How moisture maps support denial recovery
When mapping or extent lines are denied, rebuild the intake story: dated map, intake photos, early dry log rows at map points, and narrative explaining why extent was reasonable at mobilization.
If no intake map exists, recovery is harder — use contemporaneous photos, equipment records, and visit tickets only if authentic. Prevention beats reconstruction.
Follow supplement denial recovery guide sequencing for cross-trade workflow; use the water damage supplement denial recovery guide when weak mapping or extent lines drove the denial on a mitigation supplement.
How Claims Ninja reviews moisture mapping documentation
Claims Ninja reviews moisture maps as part of water mitigation supplement and documentation strategy — alignment with sketch, photos, dry logs, and estimate gaps.
We coach standardized intake mapping so the current file recovers and the next file starts stronger. Platform visibility helps owners see documentation blocking payment.
Performance-aligned fees tie supplement support to documented recovery; intake maps make that work efficient.

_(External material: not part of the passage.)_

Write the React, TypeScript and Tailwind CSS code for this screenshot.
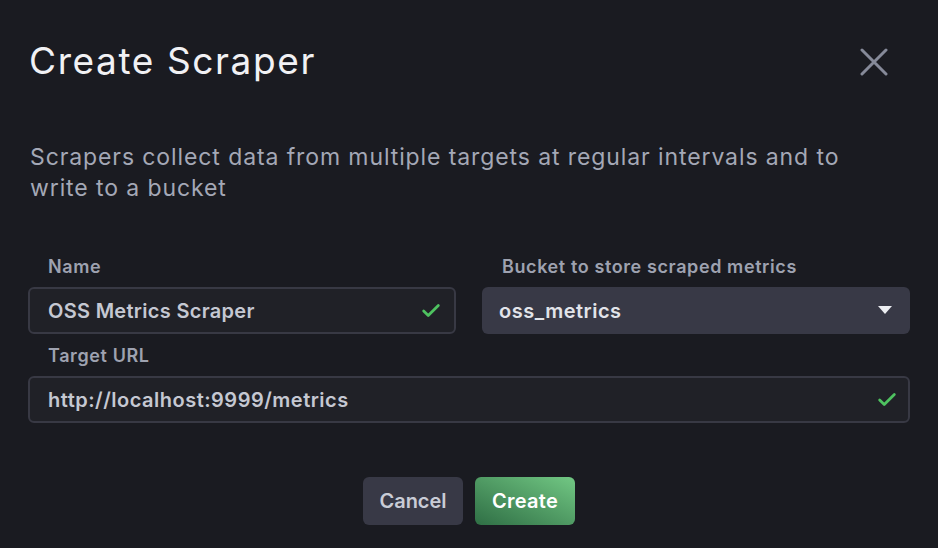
import { Check } from "lucide-react";

export default function App() {
  return (
    <div
      className="w-[938px] h-[548px] bg-[#1a1b21] overflow-hidden"
      style={{ fontFamily: "Inter, 'Noto Sans', sans-serif" }}
    >
      <div className="flex items-center justify-between pl-[29px] pr-[50px] pt-[39px]">
        <h1 className="text-[37px] leading-[44px] font-normal tracking-[1.6px] text-[#f1f1f4]">Create Scraper</h1>
        <svg width="28" height="28" viewBox="0 0 28 28" className="mt-[2px]">
          <path d="M2 2 L26 26 M26 2 L2 26" stroke="#868a99" strokeWidth="3" strokeLinecap="round" />
        </svg>
      </div>

      <p className="mt-[59px] w-[900px] px-[30px] text-[23px] leading-[31px] tracking-[0.9px] text-[#a4a8b6]">
        Scrapers collect data from multiple targets at regular intervals and to
        write to a bucket
      </p>

      <div className="mt-[52px] px-[28px] grid grid-cols-2 gap-x-[26px]">
        <div>
          <div className="pl-[20px] text-[18px] leading-[22px] font-semibold tracking-[0.6px] text-[#9ea2b0]">Name</div>
          <div className="mt-[9px] h-[47px] flex items-center justify-between rounded-[6px] border-2 border-[#383944] bg-[#202127] pl-[18px] pr-[12px]">
            <span className="text-[20px] font-semibold tracking-[0.3px] text-[#c5c8d2]">OSS Metrics Scraper</span>
            <Check size={22} strokeWidth={3} className="text-[#4ec260]" />
          </div>
        </div>
        <div>
          <div className="pl-[20px] text-[18px] leading-[22px] font-semibold tracking-[0.6px] text-[#9ea2b0]">
            Bucket to store scraped metrics
          </div>
          <div className="mt-[9px] h-[47px] flex items-center justify-between rounded-[6px] bg-[#383946] pl-[17px] pr-[18px]">
            <span className="text-[20px] font-semibold tracking-[0.5px] text-[#e2e4ea]">oss_metrics</span>
            <svg width="14" height="9" viewBox="0 0 14 9">
              <path d="M0 0 H14 L7 8 Z" fill="#eceef2" />
            </svg>
          </div>
        </div>
      </div>

      <div className="mt-[11px] px-[28px]">
        <div className="pl-[20px] text-[18px] leading-[22px] font-semibold tracking-[0.6px] text-[#9ea2b0]">Target URL</div>
        <div className="mt-[9px] h-[47px] flex items-center justify-between rounded-[6px] border-2 border-[#383944] bg-[#202127] pl-[18px] pr-[10px]">
          <span className="text-[20px] font-semibold tracking-[0.5px] text-[#c5c8d2]">http://localhost:9999/metrics</span>
          <Check size={22} strokeWidth={3} className="text-[#4ec260]" />
        </div>
      </div>

      <div className="mt-[54px] flex justify-center gap-[12px]">
        <button className="w-[100px] h-[48px] rounded-[6px] bg-[#383946] text-[20px] font-semibold text-[#c9ccd6]">
          Cancel
        </button>
        <button className="w-[100px] h-[48px] rounded-[6px] bg-gradient-to-tr from-[#2f6f45] to-[#72c884] text-[20px] font-semibold tracking-[0.3px] text-white">
          Create
        </button>
      </div>
    </div>
  );
}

AI-assisted moisture map analysis
AI can flag sketch-to-map room mismatches, losses without intake map uploads, and estimates with fewer wet rooms than photo tags suggest — before estimators spend hours on weak files.
AI does not replace field judgment on reading points or boundaries. Use screening to prioritize PM review; human sign-off remains required on carrier submissions.
Claims Ninja uses AI-assisted claim analysis to surface documentation gaps early while keeping adjuster-facing strategy with experienced supplement professionals.
Final takeaway
Moisture mapping best practices for insurance claims come down to intake discipline: document extent early, label reading points consistently, integrate photos and dry logs, reconcile to the estimate, and update when scope changes.
Use this guide for mapping SOPs; use the dry log guide for daily records; use the water mitigation supplement playbook for line items and approvals. Claims Ninja helps contractors turn that documentation stack into faster payment and recovered scope.